Common Cause Statement on the State of the Union Message
- Dale Eisman
President Obama has another chance tonight to embrace and advance the promise that propelled him to the White House, the promise to change Washington. We urge him to seize it.
We’re delighted at news accounts indicating that Mr. Obama will focus much of the State of the Union address on initiatives to boost economic opportunities for the millions of Americans struggling to get in or stay in the middle class. Attacking the growing economic gap between the richest Americans and the rest of us should be a top priority for him and every member of Congress.
But the President will not make much headway unless he also goes after political inequality, the gap between the influence and access enjoyed by the nation’s political elites — major corporations and their lobbyists, secretive, top-dollar campaign donors – and everyone else.
The political and economic gaps have grown in concert during Mr. Obama’s presidency, and not by coincidence. As the richest Americans have gotten more wealthy, a string of court decisions has permitted them to direct more of their money – often secretly – to elect candidates and shape policies to their liking. They have responded, opening their checkbooks with gusto.

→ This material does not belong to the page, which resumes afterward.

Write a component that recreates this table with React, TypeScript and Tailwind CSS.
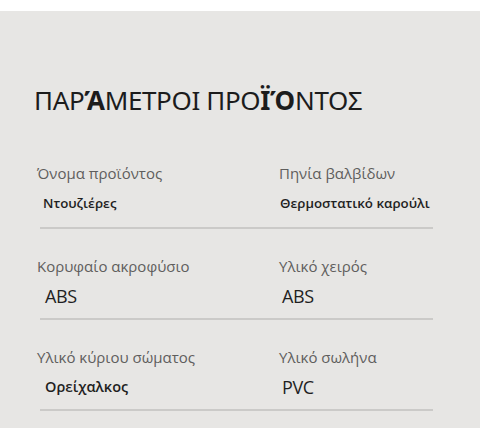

While he has worked hard throughout his presidency to promote an economic recovery that reaches every American, Mr. Obama has done little to challenge big money’s grab for political power.
Indeed, in his own campaigns, the President has grabbed for big money along with small contributions, making himself the most successful fund raiser in American political history. He’s reneged on his promise to propose reforms to the public financing system for presidential campaigns. He’s spoken in support of the DISCLOSE Act while refusing to spend political capital on its behalf and he’s backed away from a proposed executive order that would have mandated better disclosure of political spending by government contractors. He’s been agonizingly slow to fill vacancies on the Federal Election Commission. He’s barely lifted a finger to promote the admittedly-uphill struggle for a constitutional amendment that would reverse Citizens United and allow Congress and state legislatures to restore sensible limits on political spending.
None of this is to minimize the difficulties the President would have encountered had he taken on these fights. His adversaries in Congress seem almost pathologically opposed to anything Mr. Obama supports and many of his usual supporters there have been beneficiaries of big money’s political clout or are wary of the risks in challenging it.
Still, the President promised that fixing Washington would be atop his agenda and was elected largely on that commitment. There’s no better time than the State of the Union for him to get serious about honoring it.